Wednesday, October 24, 2007

Reading 101: the E rule

"The 'E' at the end of a one syllable word is usually silent". I hate that rule. Although the 'e' usually doesn't really make a sound, it virtually always has a reason for being there. "Magic E" might be a better name for him. I don't know. I don't call him anything. (why is E a him?!) Here's what he does...

For beginning readers the E is usually making another vowel say it's name. Like in name, Pete, time, home, fume (AEIOU). Each time "the E jumps over the consonant, hits the vowel on the head and says, 'say your name in the alphabet!'" You won't see the E jump over for another E very often. They tend to stick together (feet, seem). On the other side, I don't know if you ever see AE together, the E always jumps over for that one (cake, tame). Sure, there are other ways to make a vowel say its name, or make the "vowel long" but that's another lesson for another day. Right now we're talking about that cool E at the end of a one syllable word.

Give and gave. In give the E doesn't make the I say it's name. In gave it does make the A say it's name. Why? No idea. What I do know is that "V doesn't like to be alone at the end of a word". You won't see it in English. That makes spelling easier, but reading harder.

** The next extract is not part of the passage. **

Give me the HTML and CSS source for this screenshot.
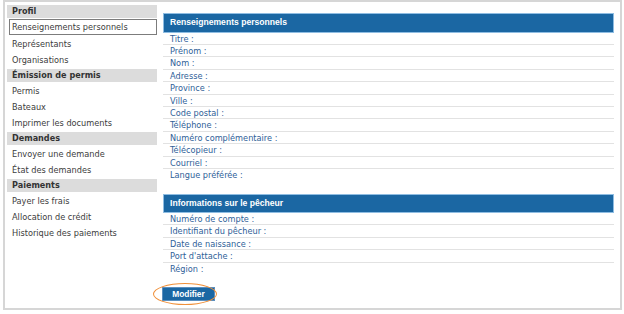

Cheese and please. You don't need the E, the vowel sound is already long, right? Right. But what about that S? Isn't he supposed to say 'ssssssssss' like a snake? Yep. Often times if an S is followed by an E it will sound like a Z. So what about freeze? I don't know, someone went E happy.

Choice. E makes the C say SSSSSSS.
Dodge. E makes the G say JJJJJJJJ.

Of course there are "cheater" words out there. Hmmm, like there and where. They don't follow the rules. You know them, my favorite is "choir" (shouldn't that be spelled quire?). Kids love that. "Cheater". It means that the word is wrong, not them. In the lower grades many people call them sight words but that is often misleading. Cat and dog are not sight words, you can sound them out and they are phonetically correct. In my book (not an actually book), a sight word is something you can't sound out.

That's it for today. Magic E, Super E (for Justin), whatever you call him, he usually has a purpose.

1 comment:

April said...

Very cool. Its amazing how quickly we forget this stuff. I'm petrified of teaching Justin how to read. I did remember the magic e rule, but only because I interned in a fourth grade classroom and that's when I re-remembered it. English sucks! Teach me what you know and how to do it. I will be a sponge!